Abstract
The effect of a structural change of ribose to deoxyribose, by replacement of 2′-OH by 2′-H, on the conformational equilibrium of the sugar ring is described in terms of one thermodynamic cycle. The method is based on the observation that conformational correlations of the sugar ring—;side chain ensemble in DNA and RNA components show one general pattern, reflecting an intrinsic physical property of this ensemble. The pattern determines a choice of model systems to study. The systems consist of pairs of DNA and RNA components, nucleosides and nucleotides in aqueous solution, where all conformational factors are fully controlled.

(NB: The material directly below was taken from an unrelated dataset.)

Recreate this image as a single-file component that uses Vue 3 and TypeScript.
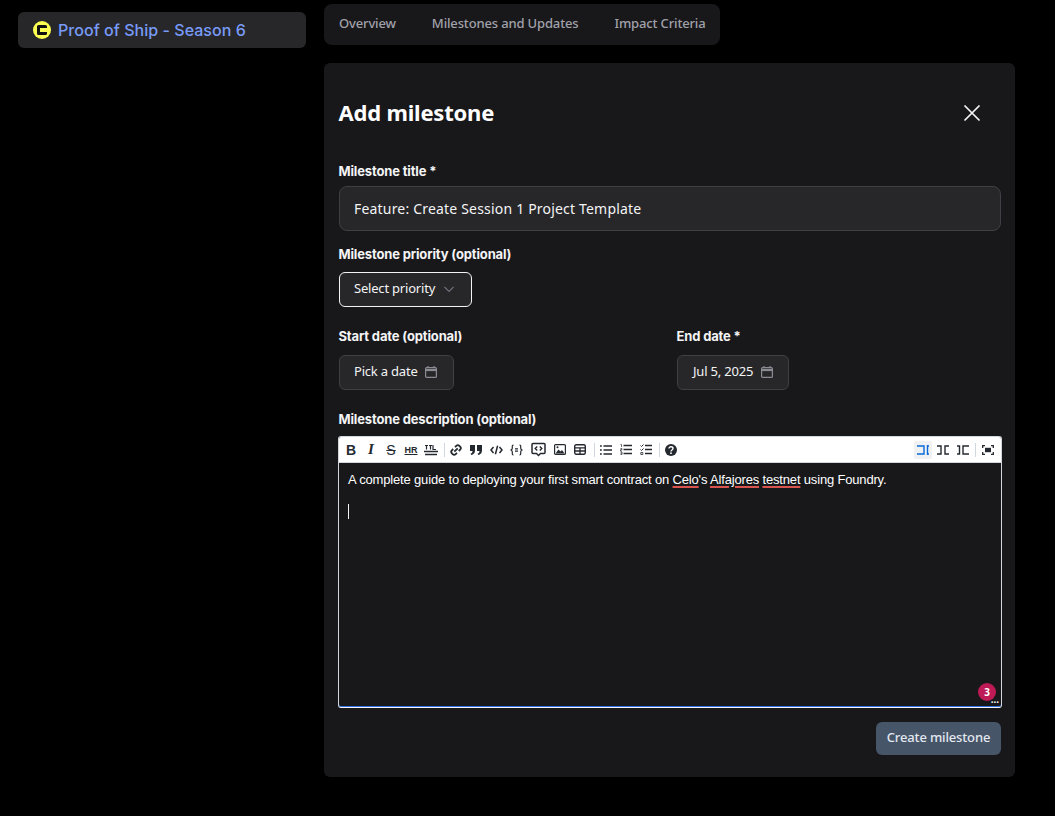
<script setup lang="ts">
const tabs = ['Overview', 'Milestones and Updates', 'Impact Criteria']
</script>

<template>
  <div class="page">
    <aside class="sidebar">
      <div class="program">
        <svg class="celo" width="18" height="18" viewBox="0 0 18 18">
          <circle cx="9" cy="9" r="9" fill="#fcff52" />
          <path d="M14 5.500A1.500 1.500 0 0012.500 4h-7A1.500 1.500 0 004 5.500v7A1.500 1.500 0 005.500 14h7a1.500 1.500 0 001.500-1.500V11H7V7h7z" fill="#111" />
        </svg>
        <span>Proof of Ship - Season 6</span>
      </div>
    </aside>

    <main class="main">
      <nav class="tabs">
        <span v-for="tab in tabs" :key="tab" class="tab">{{ tab }}</span>
      </nav>

      <section class="card">
        <header class="card-head">
          <h1>Add milestone</h1>
          <svg width="20" height="20" viewBox="0 0 20 20" fill="none" stroke="#f4f4f5" stroke-width="1.700">
            <path d="M2.500 2.500l15 15M17.500 2.500l-15 15" />
          </svg>
        </header>

        <label class="label first">Milestone title *</label>
        <div class="input">Feature: Create Session 1 Project Template</div>

        <label class="label second">Milestone priority (optional)</label>
        <div class="select">
          Select priority
          <svg width="12" height="12" viewBox="0 0 12 12" fill="none" stroke="#71717a" stroke-width="1.100">
            <path d="M1.500 4l4.500 4.500L10.500 4" />
          </svg>
        </div>

        <div class="dates">
          <div class="date-col start">
            <label class="label">Start date (optional)</label>
            <div class="date-btn">
              Pick a date
              <svg width="14" height="14" viewBox="0 0 14 14" fill="none" stroke="#8b8b93" stroke-width="1.200">
                <rect x="1.600" y="2.600" width="10.800" height="9.800" rx="1" />
                <path d="M1.600 5h10.800" stroke-width="2.200" />
                <path d="M4 1v2M10 1v2" />
              </svg>
            </div>
          </div>
          <div class="date-col">
            <label class="label">End date *</label>
            <div class="date-btn end">
              Jul 5, 2025
              <svg width="14" height="14" viewBox="0 0 14 14" fill="none" stroke="#8b8b93" stroke-width="1.200">
                <rect x="1.600" y="2.600" width="10.800" height="9.800" rx="1" />
                <path d="M1.600 5h10.800" stroke-width="2.200" />
                <path d="M4 1v2M10 1v2" />
              </svg>
            </div>
          </div>
        </div>

        <label class="label third">Milestone description (optional)</label>
        <div class="editor">
          <div class="toolbar">
            <div class="tool-group">
              <span class="tool glyph bold">B</span>
              <span class="tool glyph italic">I</span>
              <span class="tool glyph strike">S</span>
              <span class="tool glyph hr">HR</span>
              <span class="tool">
                <svg width="14" height="12" viewBox="0 0 14 12" fill="none" stroke="#24292f">
                  <path d="M1 1.500h3M2.500 1.500v4M5 1.500h3M6.500 1.500v4M9 1v4.500h3" stroke-width="1.200" />
                  <path d="M0 7.500h14M1 10.500h12" stroke-width="1.400" />
                </svg>
              </span>
              <i class="divider" />
              <span class="tool">
                <svg width="12" height="12" viewBox="0 0 12 12" fill="none" stroke="#24292f" stroke-width="1.800">
                  <path d="M5 3.200l1.300-1.300a2.200 2.200 0 013.100 0l.7.700a2.200 2.200 0 010 3.100L8.800 7" />
                  <path d="M7 8.800l-1.300 1.300a2.200 2.200 0 01-3.100 0l-.7-.7a2.200 2.200 0 010-3.100L3.200 5" />
                  <path d="M4.300 7.700l3.400-3.400" />
                </svg>
              </span>
              <span class="tool">
                <svg width="12" height="10" viewBox="0 0 12 10" fill="#24292f">
                  <path d="M0 0h5v5.500C5 8 3.500 9.500 1.200 10L.6 8.800C1.900 8.300 2.500 7.500 2.500 6H0zM7 0h5v5.500C12 8 10.500 9.500 8.200 10l-.6-1.200C8.900 8.300 9.500 7.500 9.500 6H7z" />
                </svg>
              </span>
              <span class="tool">
                <svg width="13" height="10" viewBox="0 0 13 10" fill="none" stroke="#24292f" stroke-width="1.500">
                  <path d="M3.500 2L1 5l2.500 3M9.500 2L12 5 9.500 8M7.600 .8L5.400 9.200" />
                </svg>
              </span>
              <span class="tool">
                <svg width="13" height="12" viewBox="0 0 13 12" fill="none" stroke="#24292f" stroke-width="1.200">
                  <path d="M3.500 1C2 1 2.300 2.500 2.300 4S1.800 5.500 1 6c.8.500 1.300.500 1.300 2s-.3 3 1.200 3M9.500 1c1.500 0 1.200 1.500 1.200 3s.5 1.500 1.300 2c-.8.500-1.300.500-1.300 2s.3 3-1.200 3M5 4.800h3M5 7.200h3" />
                </svg>
              </span>
              <span class="tool wide">
                <svg width="15" height="15" viewBox="0 0 15 15" fill="none" stroke="#24292f" stroke-width="1.500">
                  <path d="M2 1.500h11a1 1 0 011 1v8a1 1 0 01-1 1H9.500l-2 2-2-2H2a1 1 0 01-1-1v-8a1 1 0 011-1z" />
                  <path d="M6.200 4.500L4.200 6.500l2 2M8.800 4.500l2 2-2 2" stroke-width="1.400" />
                </svg>
              </span>
              <span class="tool">
                <svg width="12" height="11" viewBox="0 0 12 11">
                  <rect x=".6" y=".6" width="10.800" height="9.800" rx="1" fill="none" stroke="#24292f" stroke-width="1.200" />
                  <path d="M1.500 9.500l3-4 2 2 1.500-1.500 2.500 3.500z" fill="#24292f" />
                  <circle cx="3.500" cy="3.200" r="1" fill="#24292f" />
                </svg>
              </span>
              <span class="tool">
                <svg width="12" height="11" viewBox="0 0 12 11" fill="none" stroke="#24292f">
                  <rect x=".7" y=".7" width="10.600" height="9.600" rx="1.500" stroke-width="1.400" />
                  <path d="M.7 3.800h10.600M.7 7h10.600M6 3.800v6.500" stroke-width="1.300" />
                </svg>
              </span>
              <i class="divider list-sep" />
              <span class="tool">
                <svg width="12" height="10" viewBox="0 0 12 10" fill="none" stroke="#24292f" stroke-width="1.400">
                  <path d="M3.500 1H12M3.500 5H12M3.500 9H12M0 1h1.800M0 5h1.800M0 9h1.800" />
                </svg>
              </span>
              <span class="tool">
                <svg width="12" height="11" viewBox="0 0 12 11" fill="none" stroke="#24292f">
                  <path d="M3.500 1.500H12M3.500 5.500H12M3.500 9.500H12" stroke-width="1.400" />
                  <path d="M.5 .5h1v2.500M.5 4.500h1.500v1.200H.5v1.300H2M.5 8h1.500v2.500H.5M.5 9.300H2" stroke-width=".7" />
                </svg>
              </span>
              <span class="tool">
                <svg width="12" height="11" viewBox="0 0 12 11" fill="none" stroke="#24292f">
                  <path d="M5 1.500h7M5 5.500h7M5 9.500h7" stroke-width="1.400" />
                  <path d="M.5 1.500l1 1 2-2M.5 5.500l1 1 2-2" stroke-width="1" />
                  <path d="M.8 8.500h2v2h-2z" stroke-width=".8" />
                </svg>
              </span>
              <i class="divider" />
              <span class="tool">
                <svg width="12" height="12" viewBox="0 0 12 12">
                  <circle cx="6" cy="6" r="6" fill="#24292f" />
                  <path d="M4 4.600C4 3.400 4.900 2.800 6 2.800s2 .7 2 1.700c0 1.500-2 1.400-2 2.900" fill="none" stroke="#fff" stroke-width="1.400" />
                  <circle cx="6" cy="9.200" r=".9" fill="#fff" />
                </svg>
              </span>
            </div>
            <div class="tool-group right">
              <span class="tool small active">
                <svg width="12" height="10" viewBox="0 0 12 10" fill="none" stroke="#0969da" stroke-width="1.400">
                  <path d="M0 1h7v8H0M10.500 0v10M11 1h1M11 9h1" />
                </svg>
              </span>
              <span class="tool small">
                <svg width="12" height="10" viewBox="0 0 12 10" fill="none" stroke="#24292f" stroke-width="1.400">
                  <path d="M0 1h4v8H0M12 1H8v8h4" />
                </svg>
              </span>
              <span class="tool small">
                <svg width="12" height="10" viewBox="0 0 12 10" fill="none" stroke="#24292f" stroke-width="1.400">
                  <path d="M0 1h2.500v8H0M12 1H6v8h6" />
                </svg>
              </span>
              <i class="divider" />
              <span class="tool small">
                <svg width="12" height="10" viewBox="0 0 12 10" fill="none" stroke="#24292f" stroke-width="1.300">
                  <path d="M.7 3V.7H3M9 .7h2.300V3M11.300 7v2.300H9M3 9.300H.7V7" />
                  <rect x="3" y="2.800" width="6" height="4.400" fill="#24292f" stroke="none" />
                </svg>
              </span>
            </div>
          </div>
          <div class="editor-body">
            <p>
              A complete guide to deploying your first smart contract on
              <span class="typo">Celo</span>'s <span class="typo">Alfajores</span>&nbsp;<span class="typo">testnet</span> using Foundry.
            </p>
            <i class="caret" />
          </div>
          <span class="badge">3</span>
          <span class="grip">...</span>
        </div>

        <div class="actions">
          <button class="create" type="button">Create milestone</button>
        </div>
      </section>
    </main>
  </div>
</template>

<style>
body {
  background: #000;
}
</style>

<style scoped>
.page {
  display: flex;
  align-items: flex-start;
  gap: 18px;
  height: 816px;
  padding-left: 18px;
  box-sizing: border-box;
  background: #000;
  overflow: hidden;
  font-family: 'Noto Sans', sans-serif;
}

.sidebar {
  width: 288px;
  padding-top: 12px;
}

.program {
  display: flex;
  align-items: center;
  gap: 7px;
  height: 36px;
  padding-left: 15px;
  border-radius: 6px;
  background: #27272a;
  color: #789bf8;
  font: 500 16px/36px Inter, sans-serif;
  letter-spacing: 0.04px;
}

.main {
  width: 691px;
  padding-top: 4px;
}

.tabs {
  display: flex;
  gap: 36px;
  width: 396px;
  height: 41px;
  box-sizing: border-box;
  padding: 0 15px 4px;
  align-items: center;
  border-radius: 8px;
  background: #18181b;
}

.tab {
  color: #a1a1aa;
  font-size: 13px;
  font-weight: 500;
  letter-spacing: -0.15px;
  white-space: nowrap;
}

.card {
  margin-top: 18px;
  height: 714px;
  box-sizing: border-box;
  padding: 0 14px 0 15px;
  border-radius: 6px;
  background: #18181b;
  color: #f4f4f5;
}

.card-head {
  display: flex;
  justify-content: space-between;
  align-items: center;
  height: 32px;
  padding: 34px 19px 0 0;
}

h1 {
  margin: -2px 0 0 -0.5px;
  font-size: 22px;
  font-weight: 700;
  letter-spacing: -0.2px;
  color: #fff;
}

.label {
  display: block;
  margin-left: -0.5px;
  font: 700 13px/18px Inter, sans-serif;
  letter-spacing: -0.15px;
  color: #f4f4f5;
}

.first {
  margin-top: 33px;
}

.second {
  margin-top: 14px;
}

.third {
  margin-top: 20px;
}

.input {
  margin-top: 6px;
  height: 45px;
  box-sizing: border-box;
  padding-left: 14px;
  border: 1px solid #3f3f46;
  border-radius: 8px;
  background: #27272a;
  font-size: 14px;
  letter-spacing: 0.19px;
  line-height: 43px;
}

.select {
  display: flex;
  align-items: center;
  gap: 8px;
  width: 133px;
  height: 35px;
  margin-top: 9px;
  box-sizing: border-box;
  padding: 0 0 4px 14px;
  border: 1px solid #f4f4f5;
  border-radius: 6px;
  background: #27272a;
  font-size: 13px;
  letter-spacing: -0.2px;
}

.select svg,
.date-btn svg {
  margin-top: 2px;
}

.dates {
  display: flex;
  margin-top: 20px;
}

.date-col {
  display: flex;
  flex-direction: column;
  align-items: flex-start;
}

.start {
  width: 338px;
}

.date-btn {
  display: flex;
  align-items: center;
  gap: 6px;
  height: 35px;
  margin-top: 10px;
  box-sizing: border-box;
  padding: 0 15px 4px 14px;
  border: 1px solid #3f3f46;
  border-radius: 6px;
  background: #27272a;
  font-size: 13px;
  letter-spacing: -0.2px;
}

.end {
  padding-left: 15px;
  gap: 7px;
  padding-right: 14px;
}

.editor {
  position: relative;
  height: 272px;
  margin: 8px -1px 0;
  box-sizing: border-box;
  border: 1px solid #d0d7de;
  border-bottom: 1px solid #f4f4f5;
  border-radius: 3px;
  background: #18181b;
  box-shadow: inset 0 -1px 0 #2f6fe4;
  font-family: 'Liberation Sans', Arial, sans-serif;
}

.toolbar {
  display: flex;
  justify-content: space-between;
  height: 26px;
  box-sizing: border-box;
  padding: 0 4px 0 2px;
  background: #fff;
  border-bottom: 1px solid #d0d7de;
  border-radius: 2px 2px 0 0;
}

.tool-group {
  display: flex;
  align-items: center;
}

.right {
  gap: 2px;
}

.tool {
  display: flex;
  align-items: center;
  justify-content: center;
  width: 20px;
  height: 18px;
  color: #24292f;
  border-radius: 2px;
}

.wide {
  width: 23px;
  margin-left: 1px;
}

.small {
  width: 18px;
}

.active {
  background: #eff1f3;
}

.glyph {
  font-size: 14px;
}

.bold {
  font-weight: 700;
}

.italic {
  font-family: 'Liberation Serif', serif;
  font-style: italic;
  font-weight: 700;
  font-size: 15px;
}

.strike {
  text-decoration: line-through;
}

.hr {
  font-size: 9px;
  font-weight: 700;
  text-decoration: underline;
}

.divider {
  display: block;
  width: 1px;
  height: 14px;
  margin: 0 1px 0 3px;
  background: #d0d7de;
}

.list-sep {
  margin-left: 4px;
}

.right .divider {
  margin: 0 1px;
}

.editor-body {
  padding: 9px 9px;
  color: #fff;
  font-size: 13px;
  letter-spacing: -0.17px;
  line-height: 16px;
}

.editor-body p {
  margin: 0;
}

.typo {
  text-decoration: underline;
  text-decoration-color: #d9534f;
  text-decoration-thickness: 2px;
  text-underline-offset: 2px;
}

.caret {
  display: block;
  width: 1px;
  height: 15px;
  margin-top: 16px;
  background: #f4f4f5;
}

.badge {
  position: absolute;
  right: 5px;
  bottom: 6px;
  width: 18px;
  height: 18px;
  border-radius: 50%;
  background: #be1a56;
  color: #fff;
  font: 700 10px/18px 'Noto Sans', sans-serif;
  text-align: center;
}

.grip {
  position: absolute;
  right: 2px;
  bottom: 4px;
  color: #f4f4f5;
  font: 700 10px/6px 'Liberation Sans', sans-serif;
}

.actions {
  display: flex;
  justify-content: flex-end;
  margin-top: 14px;
}

.create {
  width: 125px;
  height: 33px;
  padding: 0 0 4px;
  border: 0;
  border-radius: 6px;
  background: #475569;
  color: #e2e8f0;
  font: 500 13px 'Noto Sans', sans-serif;
  letter-spacing: -0.15px;
}
</style>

This approach allowed us to describe the thermodynamic cycle and measure its fundamental parameters, equilibrium constants and free energy differences, ΔΔG, from a nuclear magnetic resonance study. The ΔΔG values as determined for pairs of ribo- and deoxyribonucleosides in classes of syn-constrained and anti-preferred models, are comparable and lie in a narrow range, ΔΔG = 1.7 ± 0.1 [kJ/mol]. For pairs of ribo- and deoxyribo- nucleotides, the ΔΔG values also lie in narrow ranges, ΔΔG = 1.7 ± 0.1 [kJ/mol] for 5′-phosphate nucleotides and ΔΔG = 1.9 ± 0.1 [kJ/mol] for 3′-phosphate nucleotides, i.e. similar to those observed for nucleosides.
The measured quantity, ΔΔG, is generally observed in a relatively narrow range, ΔΔG = 1.75 ±0.15 [kJ/mol], irrespective of the class of the model system. This quantity represents a “pure” constant contribution, per one sugar moiety, as a “driving force” for the N—> S shift in the sugar ring conformational equilibrium, when one compares RNA and DNA. This important thermodynamic quantity, ΔΔG, has not hitherto been determined for nucleic acids. Ultimately the AAG quantity is revealed in the tendency to adopt S(C2′endo) sugar puckering domain by the majority of DNA structures, whereas RNA generally adopt an N(C3′endo) puckering domain. A possible biological significance of the ΔΔG quantity may include evolutionary aspects of nucleic acids.